My Wednesday, as ever, begins with a journey to Columbus Circle, to breakfast with Linda, my dear agent, and her dog, Princess (currently being taken for walks in a stroller, due to a bad leg). Today there’s no follow-up appointment on the Upper West Side with my no less dear composer-colleague, who is attending to elderly parents. I descend from coffee with Linda to where the huge great absurd basaltic statue of a naked man occupies the lobby of the the Time Warner Building, a naked man with a tiny organ (decorously not shown here) and a tiny head. The tiny head I can understand, since we are clearly not developing intellectually, as a species.
Reefs of bedrock
Blissful Central Park
So instead of music with Jimmy, as we continue with our Hollywood musical, I sat for a while in Olmsted’s majestic Central Park, which I’ve been visiting for 65 years – daily at first between 1949 and ’52, when my school, the French Lycee, sent us there every morning (the park was at the end of our block).

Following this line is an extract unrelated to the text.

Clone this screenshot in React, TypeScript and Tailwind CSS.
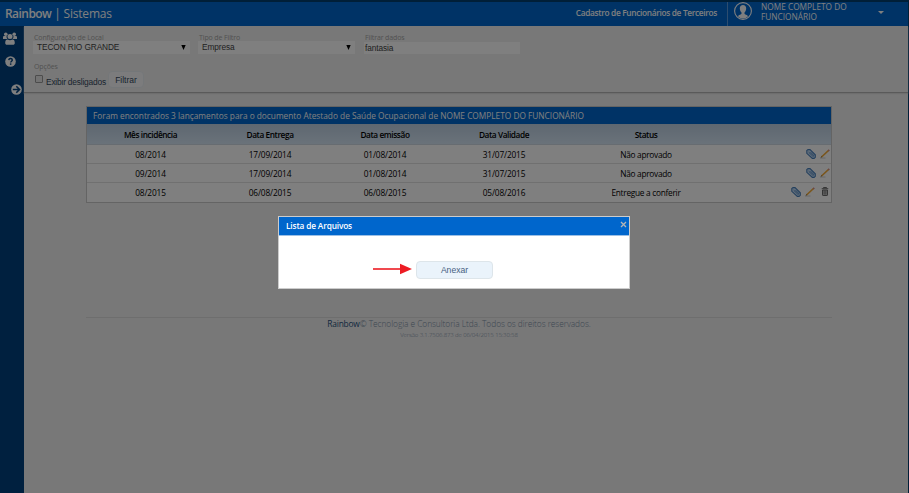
import React from "react";

const open = "font-['Open_Sans',sans-serif]";
const arial = "font-['Liberation_Sans',Arial,sans-serif]";
const label = "pl-[1px] text-[7px] leading-[10px] tracking-[-0.12px] text-[#a4a4a4]";

function UsersIcon() {
  return (
    <svg width="14" height="13" viewBox="0 0 14 13" fill="#fff" className="block">
      <circle cx="2.8" cy="2.2" r="1.8" />
      <circle cx="11.2" cy="2.2" r="1.8" />
      <path d="M0 7V5.2C0 4.3.6 4 1.2 4h2.4C3.4 5.4 3.800 6.300 4.600 7zM14 7V5.200C14 4.300 13.400 4 12.800 4h-2.400c.2 1.400-.2 2.300-1 3z" />
      <circle cx="7" cy="4.600" r="2.500" />
      <path d="M2.200 11c0-2.500.8-3.500 2.400-3.500.8.600 1.500.8 2.400.8s1.600-.2 2.400-.8c1.600 0 2.400 1 2.400 3.500 0 1.200-.7 1.800-1.800 1.800H4c-1.100 0-1.800-.6-1.800-1.800z" />
    </svg>
  );
}

function HelpIcon() {
  return (
    <svg width="11" height="11" viewBox="0 0 11 11" className="block">
      <circle cx="5.500" cy="5.500" r="5.300" fill="#fff" />
      <path d="M3.700 4.100C3.900 2.900 4.600 2.500 5.500 2.500c1 0 1.800.6 1.800 1.500 0 1.200-1.600 1.200-1.600 2.500" fill="none" stroke="#00407f" strokeWidth="1.400" />
      <rect x="4.900" y="7.400" width="1.500" height="1.400" fill="#00407f" />
    </svg>
  );
}

function ArrowIcon() {
  return (
    <svg width="11" height="11" viewBox="0 0 11 11" className="block">
      <circle cx="5.500" cy="5.500" r="5.300" fill="#fff" />
      <path d="M1.800 5.500h6.400M5.300 2.300l3.200 3.200-3.200 3.200" fill="none" stroke="#00407f" strokeWidth="1.600" />
    </svg>
  );
}

function UserIcon() {
  return (
    <svg width="18" height="18" viewBox="0 0 18 18" className="block shrink-0">
      <circle cx="9" cy="9" r="8.400" fill="none" stroke="#fff" strokeWidth="1.100" />
      <path d="M9 2.900c2 0 3.200 1.400 3.200 3.400 0 1.900-.8 3.300-1.700 4.100v1.400c0 .7 2.900 1.100 3.500 2.400-1.400 1.500-3 2.200-5 2.200s-3.600-.7-5-2.200c.6-1.300 3.500-1.700 3.500-2.400v-1.400C6.600 9.600 5.800 8.200 5.800 6.300c0-2 1.200-3.400 3.200-3.400z" fill="#fff" />
    </svg>
  );
}

function ClipIcon() {
  return (
    <svg width="10" height="10" viewBox="0 0 10 10" fill="none" className="block">
      <path d="M.8 3V1.500L2 .6h2l5.300 5.200v2.500L8.100 9.400H6.300L.8 4.300z" fill="#c2dbf5" stroke="#4a80bb" strokeWidth="1.100" />
      <path d="M2.700 3.200 6.600 7c.8.700 1.500-.1.900-.8L4.600 3.200" stroke="#4a80bb" strokeWidth=".9" />
    </svg>
  );
}

function PencilIcon() {
  return (
    <svg width="10" height="10" viewBox="0 0 10 10" className="block">
      <path d="M1 9h4.500" stroke="#c4c4c4" strokeWidth=".8" />
      <path d="M1.500 8 8.500 1.500" stroke="#f5ac38" strokeWidth="1.700" />
      <path d="m8.200 1.800 1.100-1" stroke="#d98a80" strokeWidth="1.600" />
      <path d="m.6 8.800 1.200-1.100" stroke="#6b5a3d" />
    </svg>
  );
}

function TrashIcon() {
  return (
    <svg width="8" height="9" viewBox="0 0 8 9" className="block">
      <path d="M2.500 1.200V.5h3v.7M.7 1.700h6.600" stroke="#5c5c5c" strokeWidth=".9" fill="none" />
      <path d="M1.500 3v4.900c0 .4.200.6.600.6h3.800c.4 0 .6-.2.600-.6V3z" fill="#c4c4c4" stroke="#5c5c5c" strokeWidth=".9" />
      <path d="M3.200 3.500v4M4.800 3.500v4" stroke="#6a6a6a" strokeWidth=".7" />
    </svg>
  );
}

function Select({ value }: { value: string }) {
  return (
    <div className={`${arial} flex h-[13px] w-[157px] items-center justify-between bg-white pl-1 pr-1 text-[8.3px] leading-[13px] tracking-[-0.1px] text-[#444]`}>
      <span>{value}</span>
      <svg width="5" height="5" viewBox="0 0 5 5"><path d="M.3 0h4.400L2.500 5z" fill="#000" /></svg>
    </div>
  );
}

const columns = "grid grid-cols-[127px_112px_118px_120px_164px_104px]";

const rows = [
  ["08/2014", "17/09/2014", "01/08/2014", "31/07/2015", "Não aprovado"],
  ["09/2014", "17/09/2014", "01/08/2014", "31/07/2015", "Não aprovado"],
  ["08/2015", "06/08/2015", "06/08/2015", "05/08/2016", "Entregue a conferir"],
];

export default function App() {
  return (
    <div className={`${open} relative h-[493px] w-[909px] overflow-hidden bg-[#f1f1f1]`}>
      <header className="flex h-[26px] border-t-2 border-r border-t-[#003e70] border-r-[#003e70] bg-[#0066cc] text-white">
        <div className="flex w-[560px] items-center pl-[5px] text-[12px] leading-5 tracking-[-0.2px] whitespace-pre">
          <span className="font-semibold tracking-[-0.55px]">Rainbow</span>
          <span> | </span>
          <span>Sistemas</span>
        </div>
        <div className="w-[167px] pr-[10px] text-right text-[8.3px] leading-[21px] font-semibold tracking-[-0.32px] whitespace-nowrap">
          Cadastro de Funcionários de Terceiros
        </div>
        <div className="flex flex-1 border-l border-[#5a9ade] pl-[6px]">
          <UserIcon />
          <div className="ml-[9px] w-[110px] text-[8.3px] leading-[10px]">NOME COMPLETO DO FUNCIONÁRIO</div>
          <svg width="6" height="3" viewBox="0 0 6 3" className="mt-[9px] ml-[7px]"><path d="M0 0h6L3 3z" fill="#fff" /></svg>
        </div>
      </header>

      <div className="flex h-[467px]">
        <aside className="w-6 bg-[#00407f]">
          <div className="pt-[6px] pl-[3px]"><UsersIcon /></div>
          <div className="pt-[11px] pl-[5px]"><HelpIcon /></div>
          <div className="pt-[17px] pl-[10.5px]"><ArrowIcon /></div>
        </aside>

        <main className="flex-1 border-r border-[#003e70]">
          <section className="h-[67px] border-b border-[#b5b5b5] pt-[7px] pl-[9px] shadow-[0_1px_1px_#ddd]">
            <div className="flex">
              <div className="w-[165px]">
                <div className={`${label} h-[8px]`}>Configuração de Local</div>
                <Select value="TECON RIO GRANDE" />
              </div>
              <div className="w-[166px]">
                <div className={`${label} h-[8px]`}>Tipo de Filtro</div>
                <Select value="Empresa" />
              </div>
              <div>
                <div className={`${label} h-[9px]`}>Filtrar dados</div>
                <div className={`${arial} h-3 w-[156px] bg-white pl-[1px] text-[8.3px] leading-[13px] tracking-[-0.1px] text-[#444]`}>fantasia</div>
              </div>
            </div>
            <div className={`${label} mt-[8px] h-[9px]`}>Opções</div>
            <div className={`${arial} flex items-start text-[#34495e]`}>
              <span className="mt-[4px] ml-[2px] size-2 rounded-[1px] border border-[#999] bg-[#e6e6e6]" />
              <span className="mt-[6px] ml-[3px] w-[62px] text-[8.4px] leading-[10px] tracking-[-0.2px] whitespace-nowrap">Exibir desligados</span>
              <span className="flex h-[17px] w-[36px] items-center justify-center rounded-[4px] border border-[#e9eef2] bg-[#f8f9fb] pt-px text-[8.5px]">Filtrar</span>
            </div>
          </section>

          <section className="mt-[13px] ml-[62px] w-[746px] border border-[#c8c8c8] bg-white">
            <h2 className="h-[17px] bg-[#0066cc] pl-[6px] text-[8.3px] leading-[17px] text-white">
              Foram encontrados 3 lançamentos para o documento Atestado de Saúde Ocupacional de NOME COMPLETO DO FUNCIONÁRIO
            </h2>
            <div className={`${columns} h-[21px] border-b border-[#cfd9e3] bg-linear-to-b from-[#bccfe2] to-[#d5e5f4] text-center text-[8.3px] leading-[21px] font-semibold tracking-[-0.42px] text-black`}>
              <span>Mês incidência</span>
              <span>Data Entrega</span>
              <span>Data emissão</span>
              <span>Data Validade</span>
              <span>Status</span>
            </div>
            {rows.map((row, i) => (
              <div key={i} className={`${columns} h-[19px] text-center text-[8.3px] leading-[19px] tracking-[-0.14px] text-black ${i < 2 ? "border-b border-[#e0e0e0]" : ""}`}>
                {row.map((cell, j) => <span key={j} className={j === 4 ? "tracking-[-0.27px]" : ""}>{cell}</span>)}
                <div className={`flex items-start justify-end gap-[4px] pt-[4px] ${i === 2 ? "pr-[3px]" : "pr-[2px]"}`}>
                  <ClipIcon />
                  <PencilIcon />
                  {i === 2 && <span className="pl-[2px]"><TrashIcon /></span>}
                </div>
              </div>
            ))}
          </section>

          <footer className="mt-[114px] ml-[62px] w-[746px] border-t border-[#dcdcdc] text-center text-[8.4px] leading-[12px] font-light text-[#7c90a5]">
            <div className="tracking-[-0.06px]"><span className="font-normal tracking-[-0.2px] text-[#24507c]">Rainbow</span>© Tecnologia e Consultoria Ltda. Todos os direitos reservados.</div>
            <div className="text-[6px] leading-[11px] tracking-[-0.1px]">Versão 3.1.7506.873 de 06/04/2015 15:30:58</div>
          </footer>
        </main>
      </div>

      <div className="absolute inset-0 bg-black/50" />

      <div className="absolute top-[216px] left-[278px] h-[73px] w-[352px] border border-[#ccc] bg-white">
        <div className="flex h-[19px] justify-between border-b border-[#9bbfe5] bg-[#0066cc] pr-[2px] pl-[7px] text-[8.3px] leading-[18px] font-semibold tracking-[-0.15px] text-white">
          <span>Lista de Arquivos</span>
          <svg width="7" height="7" viewBox="0 0 7 7" className="mt-1"><path d="m1 1 5 5m0-5L1 6" stroke="#b5b5b5" strokeWidth="1.300" /></svg>
        </div>
        <div className="flex items-center pt-[25px] pl-[94px]">
          <svg width="39" height="12" viewBox="0 0 39 12" className="mb-[2px]"><path d="M0 6h28" stroke="#ed1c24" strokeWidth="1.600" /><path d="M27 .8 39 6l-12 5.200z" fill="#ed1c24" /></svg>
          <div className={`${arial} ml-1 flex h-[18px] w-[77px] items-center justify-center rounded-[4px] border border-[#dde5ea] bg-[#eaf3fb] text-[8.600px] text-[#466080]`}>Anexar</div>
        </div>
      </div>
    </div>
  );
}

Its granite outcroppings, as I thought of the star-dusted reefs of rock that surge up all across the park and in upper Manhattan, mica-flecked as if from some celestial sea, have appeared in my dreams ever since. Technically this bedrock is glaciated schist, the ground-down remains of a mountain range a billion years old. Now the mountain range is a series of little bumps. But it’s still strong enough to hold up Manhattan.